Le premier épisode de la mondialisation a réuni des gens séparés depuis plus de 10 000 ans. C'est à cette époque que le café raconta l'histoire de la migration d'Éthiopie vers l'Europe, de modestes pommes de terre des sols péruviens jusqu'aux assiettes du monde entier, tandis que de puissants piments ouvrirent une route des épices allant de l'Amérique du Sud à l'Asie orientale. Le flux de nourriture sur les routes maritimes fut le début du commerce mondial.
Cette époque fut rendue possible par les puissances marines, apportant des contacts entre différentes civilisations avec une efficacité sans précédent. De la fin des années 1400 au début des années 1800, le monde passa de grand à moyen tandis que les pays se mondialisaient. Cette tendance, toutefois, ne se traduisit pas par le respect des cultures autochtones, mais plutôt par leur exploitation par l'impérialisme.
Mondialisation 2.0 – La Pax Britannica
La deuxième période de la mondialisation eut lieu en pleine révolution industrielle en Grande-Bretagne. S'étendant des années 1760 aux années 1840, cette révolution fut une étape de transition laborieuse -des ateliers d'artisanat aux usines avec des machines bourdonnantes, et d'une société agraire à une société urbanisée.
C'est alors que les gens commencèrent à utiliser des combustibles fossiles pour alimenter des machines permettant la production et le mouvement. Puis la large utilisation du fer et de l'acier accéléra le rythme vers une forte industrialisation. La Mule-jenny et le métier à tisser électrique améliorèrent considérablement la fabrication des textiles.
La machine à vapeur, qui permettait à la productivité humaine d'atteindre un niveau jamais atteint auparavant, était un tout. En plus d'être un succès commercial, les voitures à vapeur, les locomotives et les bateaux modifièrent complètement le schéma des échanges commerciaux alimentés par la mer et stimulèrent les économies terrestres.

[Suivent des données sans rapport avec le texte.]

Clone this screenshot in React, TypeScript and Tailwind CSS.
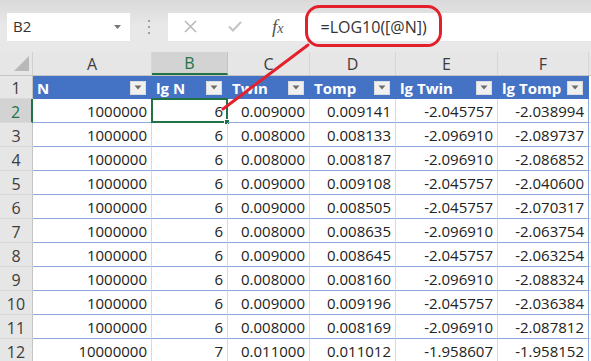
import React from "react";

const cols = [
  { letter: "A", w: "w-[119px]", title: "N" },
  { letter: "B", w: "w-[76px]", title: "lg N" },
  { letter: "C", w: "w-[82px]", title: "Twin" },
  { letter: "D", w: "w-[86px]", title: "Tomp" },
  { letter: "E", w: "w-[102px]", title: "lg Twin" },
  { letter: "F", w: "w-[91px]", title: "lg Tomp" },
];

const rows = [
  ["1000000", "6", "0.009000", "0.009141", "-2.045757", "-2.038994"],
  ["1000000", "6", "0.008000", "0.008133", "-2.096910", "-2.089737"],
  ["1000000", "6", "0.008000", "0.008187", "-2.096910", "-2.086852"],
  ["1000000", "6", "0.009000", "0.009108", "-2.045757", "-2.040600"],
  ["1000000", "6", "0.009000", "0.008505", "-2.045757", "-2.070317"],
  ["1000000", "6", "0.008000", "0.008635", "-2.096910", "-2.063754"],
  ["1000000", "6", "0.009000", "0.008645", "-2.045757", "-2.063254"],
  ["1000000", "6", "0.008000", "0.008160", "-2.096910", "-2.088324"],
  ["1000000", "6", "0.009000", "0.009196", "-2.045757", "-2.036384"],
  ["1000000", "6", "0.008000", "0.008169", "-2.096910", "-2.087812"],
  ["10000000", "7", "0.011000", "0.011012", "-1.958607", "-1.958152"],
];

const FilterButton = () => (
  <div className="w-[16px] h-[14px] bg-[#f0f0f0] border border-[#dcdcdc] flex items-center justify-center shrink-0">
    <svg width="8" height="5" viewBox="0 0 8 5">
      <path d="M0.5 0.5 L7.5 0.5 L4 4.5 Z" fill="#6b6b6b" />
    </svg>
  </div>
);

const App = () => {
  return (
    <div className="w-[591px] h-[361px] bg-[#e6e6e6] overflow-hidden relative font-['Open_Sans',sans-serif] text-[#222]">
      {/* formula bar */}
      <div className="h-[52px] pt-[12px] bg-gradient-to-b from-[#dadada] via-[#e8e8e8] to-[#e8e8e8]">
        <div className="flex items-center h-[29px]">
          <div className="ml-[7px] w-[123px] h-[28px] bg-white flex items-center justify-between pl-[6px] pr-[9px]">
            <span className="text-[15px] text-[#333]">B2</span>
            <svg width="7" height="4" viewBox="0 0 7 4">
              <path d="M0 0 L7 0 L3.5 4 Z" fill="#777" />
            </svg>
          </div>
          <div className="w-[38px] flex flex-col items-center gap-[4px]">
            <span className="w-[2px] h-[2px] bg-[#a0a0a0]" />
            <span className="w-[2px] h-[2px] bg-[#a0a0a0]" />
            <span className="w-[2px] h-[2px] bg-[#a0a0a0]" />
          </div>
          <div className="flex-1 h-[28px] bg-white flex items-center">
            <svg className="ml-[16px]" width="13" height="13" viewBox="0 0 13 13">
              <path d="M1 1 L12 12 M12 1 L1 12" stroke="#b9b9b9" strokeWidth="1.6" />
            </svg>
            <svg className="ml-[31px]" width="14" height="11" viewBox="0 0 14 11">
              <path d="M1 5.5 L5 9.5 L13 1" stroke="#c4c4c4" strokeWidth="2" fill="none" />
            </svg>
            <span className="ml-[30px] font-['Liberation_Serif',serif] italic text-[19px] text-[#555] leading-none">
              f<span className="text-[14px]">x</span>
            </span>
            <span className="ml-[37px] text-[16px] text-[#333]">=LOG10([@N])</span>
          </div>
        </div>
      </div>

      {/* column headers */}
      <div className="flex h-[24px] border-b border-[#c4c4c4]">
        <div className="w-[33px] h-full border-r border-[#d0d0d0] flex items-end justify-end pr-[3px] pb-[4px] shrink-0">
          <svg width="15" height="15" viewBox="0 0 15 15">
            <path d="M15 0 L15 15 L0 15 Z" fill="#b8b8b8" />
          </svg>
        </div>
        {cols.map((c) => (
          <div
            key={c.letter}
            className={`${c.w} h-full shrink-0 flex items-center justify-center text-[16px] border-r ${
              c.letter === "B"
                ? "bg-[#d3d3d3] text-[#217346] border-b-2 border-b-[#217346] border-r-[#c4c4c4]"
                : "text-[#3c3c3c] border-r-[#d6d6d6]"
            }`}
          >
            {c.letter}
          </div>
        ))}
        <div className="flex-1" />
      </div>

      {/* row 1: table header */}
      <div className="flex h-[23px]">
        <div className="w-[33px] shrink-0 border-r border-[#c4c4c4] border-b border-b-[#d8d8d8] flex items-center justify-center pt-[1px] text-[16px] text-[#3c3c3c]">
          1
        </div>
        {cols.map((c) => (
          <div
            key={c.letter}
            className={`${c.w} shrink-0 bg-[#4472c4] flex items-center justify-between pl-[4px] pr-[5px] border-r border-[#4472c4]`}
          >
            <span className="text-white font-bold text-[15px] leading-none pt-[1px]">{c.title}</span>
            <FilterButton />
          </div>
        ))}
        <div className="flex-1 bg-white" />
      </div>

      {/* data rows */}
      {rows.map((r, i) => {
        const rowNum = i + 2;
        const selectedRow = rowNum === 2;
        return (
          <div key={rowNum} className="flex h-[24px] bg-white">
            <div
              className={`w-[33px] shrink-0 flex items-center justify-center pt-[2px] text-[16px] border-b border-b-[#d8d8d8] ${
                selectedRow
                  ? "bg-[#d3d3d3] text-[#217346] border-r-2 border-r-[#217346]"
                  : "bg-[#e6e6e6] text-[#3c3c3c] border-r border-r-[#c4c4c4]"
              }`}
            >
              {rowNum}
            </div>
            {r.map((v, j) => (
              <div
                key={j}
                className={`${cols[j].w} shrink-0 relative flex items-center justify-end pr-[4px] pt-[2px] text-[15px] border-b border-b-[#8eaadb] ${
                  j === 5 ? "border-r border-r-[#8eaadb]" : "border-r border-r-[#dadada]"
                }`}
              >
                {v}
                {selectedRow && j === 1 && (
                  <div className="absolute -left-[1px] -top-[1px] w-[77px] h-[25px] border-2 border-[#217346]">
                    <div className="absolute -right-[4px] -bottom-[4px] w-[6px] h-[6px] bg-[#217346] border border-white" />
                  </div>
                )}
              </div>
            ))}
            <div className="flex-1 border-b border-b-[#dadada]" />
          </div>
        );
      })}

      {/* annotation */}
      <svg className="absolute left-0 top-0 pointer-events-none" width="591" height="361">
        <rect x="306.5" y="6.5" width="134" height="39" rx="13" fill="none" stroke="#e3202b" strokeWidth="3" />
        <path d="M308 45 L223 109" stroke="#e3202b" strokeWidth="3" strokeLinecap="round" />
      </svg>
    </div>
  );
};

export default App;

Ce deuxième épisode vit le monde se rétrécir de plus en plus, tandis que les entreprises transnationales pilotaient l'intégration et le développement. Mais alors que cela favorisait la prospérité de la Grande-Bretagne et du continent européen, qui contribuait pour 47% à l'économie mondiale à l'époque, l'Asie, l'Afrique et certaines régions des Amériques étaient paralysées par la colonisation et le pillage de leurs ressources. Dans de nombreux endroits, des civilisations anciennes furent mises à genoux.

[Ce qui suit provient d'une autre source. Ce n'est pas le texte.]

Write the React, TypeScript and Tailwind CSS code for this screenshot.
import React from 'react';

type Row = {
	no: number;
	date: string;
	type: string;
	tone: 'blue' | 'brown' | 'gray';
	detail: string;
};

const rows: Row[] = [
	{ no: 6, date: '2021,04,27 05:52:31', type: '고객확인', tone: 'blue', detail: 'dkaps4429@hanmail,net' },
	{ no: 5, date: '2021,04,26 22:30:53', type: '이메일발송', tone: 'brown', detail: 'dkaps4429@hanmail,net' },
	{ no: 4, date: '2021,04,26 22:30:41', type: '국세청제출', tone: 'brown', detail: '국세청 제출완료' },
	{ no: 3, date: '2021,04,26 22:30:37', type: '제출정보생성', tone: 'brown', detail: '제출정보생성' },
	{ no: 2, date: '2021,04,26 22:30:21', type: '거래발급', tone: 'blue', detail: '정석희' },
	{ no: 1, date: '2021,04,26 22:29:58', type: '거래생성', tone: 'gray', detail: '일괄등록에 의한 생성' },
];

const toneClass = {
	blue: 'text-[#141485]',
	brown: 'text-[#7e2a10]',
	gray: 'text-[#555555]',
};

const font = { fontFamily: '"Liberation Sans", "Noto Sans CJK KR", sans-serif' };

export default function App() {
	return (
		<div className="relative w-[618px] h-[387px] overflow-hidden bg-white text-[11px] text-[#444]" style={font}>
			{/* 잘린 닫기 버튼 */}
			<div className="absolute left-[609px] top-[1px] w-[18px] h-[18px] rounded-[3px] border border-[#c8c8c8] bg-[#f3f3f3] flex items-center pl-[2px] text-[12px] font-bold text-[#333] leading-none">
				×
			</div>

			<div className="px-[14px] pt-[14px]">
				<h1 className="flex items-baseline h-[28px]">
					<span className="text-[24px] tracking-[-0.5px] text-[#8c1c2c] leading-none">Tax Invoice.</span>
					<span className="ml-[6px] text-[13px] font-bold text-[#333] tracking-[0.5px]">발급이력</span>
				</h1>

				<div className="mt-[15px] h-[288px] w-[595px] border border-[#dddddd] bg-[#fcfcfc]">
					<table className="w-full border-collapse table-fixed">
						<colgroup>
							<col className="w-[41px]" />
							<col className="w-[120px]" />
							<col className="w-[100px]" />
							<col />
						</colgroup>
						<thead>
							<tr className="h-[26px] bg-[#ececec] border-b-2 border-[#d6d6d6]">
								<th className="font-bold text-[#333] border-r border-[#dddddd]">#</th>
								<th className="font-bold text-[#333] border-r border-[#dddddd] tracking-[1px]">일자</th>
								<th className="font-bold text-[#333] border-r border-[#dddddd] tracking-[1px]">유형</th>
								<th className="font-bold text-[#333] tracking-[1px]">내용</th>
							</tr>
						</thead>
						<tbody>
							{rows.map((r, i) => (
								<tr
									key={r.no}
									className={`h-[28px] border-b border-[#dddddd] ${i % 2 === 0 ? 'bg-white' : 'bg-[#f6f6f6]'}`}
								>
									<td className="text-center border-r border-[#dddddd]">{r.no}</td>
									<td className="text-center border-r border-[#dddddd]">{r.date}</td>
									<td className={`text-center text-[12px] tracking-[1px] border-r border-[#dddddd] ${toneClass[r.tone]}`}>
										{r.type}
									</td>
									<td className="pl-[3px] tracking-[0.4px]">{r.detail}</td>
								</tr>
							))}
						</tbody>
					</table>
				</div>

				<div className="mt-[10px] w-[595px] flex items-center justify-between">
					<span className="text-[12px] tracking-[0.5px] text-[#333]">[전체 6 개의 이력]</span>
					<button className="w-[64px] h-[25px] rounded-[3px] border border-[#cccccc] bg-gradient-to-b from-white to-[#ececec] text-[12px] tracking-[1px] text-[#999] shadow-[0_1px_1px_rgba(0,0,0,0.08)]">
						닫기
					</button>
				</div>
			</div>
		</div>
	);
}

Mondialisation 3.0 – La Pax Americana
Comme Adam Smith l'avait prévu dans « La richesse des nations », l'Europe allait « s'affaiblir ». Les deux guerres mondiales anéantirent l'économie européenne et la domination mondiale fut transférée aux États-Unis dans les années 1950, alors que son économie représentait 27% du total mondial.
En tant que tels, les États-Unis furent les pionniers de la troisième ère de la mondialisation, apportant l'interconnectivité à l'individu. Les ordinateurs personnels et un réseau mondial libérèrent les personnes de leur environnement physique immédiat, leur permettant d'apprendre, de communiquer et d'apporter leur contribution, où qu'elles soient. Désormais, les travailleurs ingénieux ne furent plus contraints par la pauvreté ou le manque de possibilités, car ils pouvaient enfin rivaliser avec les plus brillants et les plus favorisés des pays développés.
C'est le flux d'informations qui caractérisa cette troisième époque, la connaissance étant devenue la principale monnaie générant richesse et prestige, abaissant finalement les obstacles à l'entrée sur le marché du travail d'une valeur économique supérieure à celle de l'industrie manufacturière et des services de base.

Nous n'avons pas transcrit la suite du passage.